No gods but moderation
A few years ago, I called something “crazy” in a Slack room and was very rapidly pinged, in private, by a moderator, that calling things crazy was ableist and could I please reword. I was shocked – I had never been called out for calling something crazy before, but it made sense! So I reworded it, apologized profusely, and said I would never do it again.
This history of the decline of Something Awful is worth reading, even if you think the website itself is problematic. In short, some ill-intentioned power users led a revolt against moderators, some of whom acted in bad faith and failed to cultivate a sense of camaraderie among forum members.

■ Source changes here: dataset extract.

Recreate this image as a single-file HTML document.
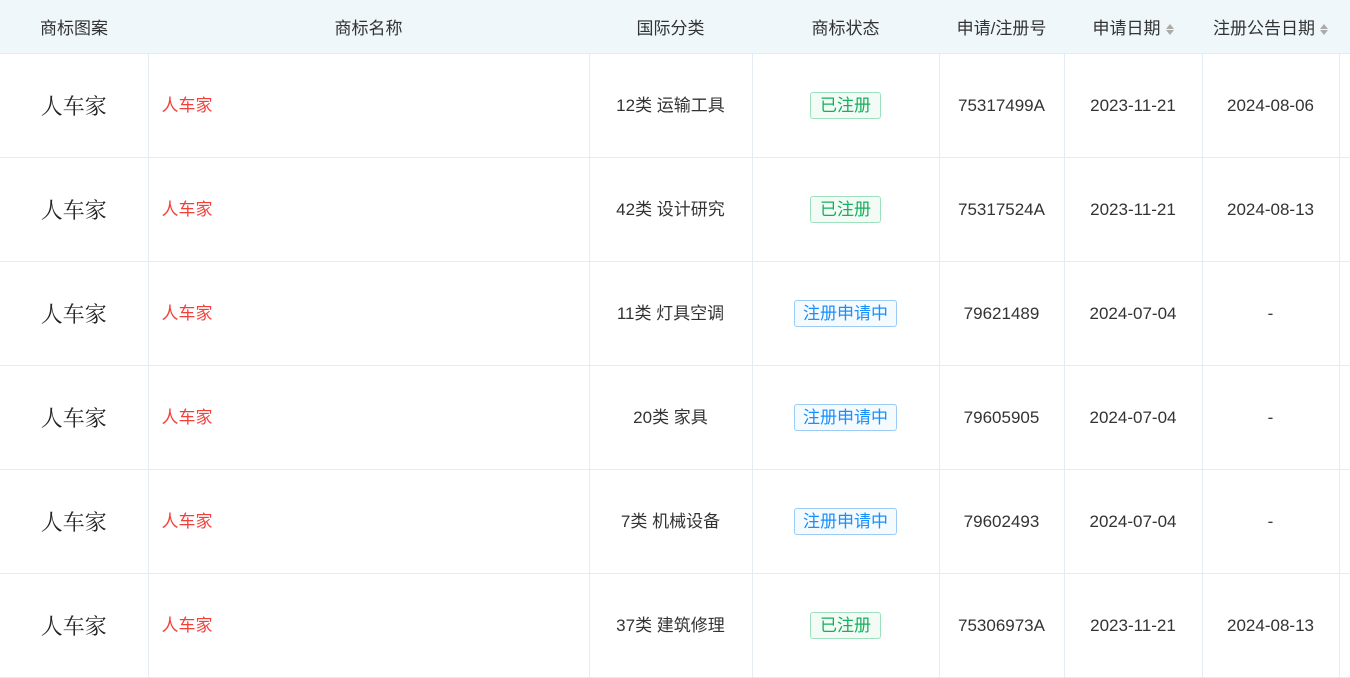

One day, a rule change resulted in the general board devolving into a grim spiral of white supremacy and general hatred.
Mastodon, shocking precisely nobody, has had many challenges with hate as it’s scaled – and too few people are talking about it. BIPOC people are being instantly harassed off the platform – and on Twitter as well. White supremacist Mastodon instances are popping up at an alarming rate. Gray-area yikesy situations have already happened. People are addressing this by favoring good vibes only.
So that’s rough. Let’s check in on Twitter.
The instant you let anything but direct relationship define inclusion in a group of people, you need to worry about questions of moderation. Are you gathering around a common interest? Are you inviting strangers into your home? Are you creating a paid community for people to gather? In any of these situations, norms need to exist, and a way of enforcing these norms needs to happen consistently and at scale.
No public social network can address moderation at scale without significant damage to both the network and its moderators. And no private social structure can exist without moderators being implicated.
Participants are not going to remain particularly patient for you to address questions of moderation. They will experience something bad and then instantly leave. In short, moderate poorly, and you won’t find yourself with much of a community.
Nobody wants to talk about moderation, and yet we all must talk about moderation. We needed to talk about moderation before social media reached its permanent conclusion, and we definitely need to talk about moderation now. Moderation is essential work, because we keep us safe and communities default to evil if they are left to their own devices.
Few people want to be moderators, and for good reason. It is thankless, garbage work that largely harms your standing in a community. I don’t think people are conscious enough about the potential reputational hit that comes from moderation. All members of a community must be protected, including moderators.
In what ways will we be keeping ourselves safe now? In what ways will we be keeping communities small, in order to make the hard work of moderation manageable in the long run? How do we support those who are correctly disengaging from spaces where moderation has disappeared or turned against them? And what comes next for the process of remaining in right relationship to one another?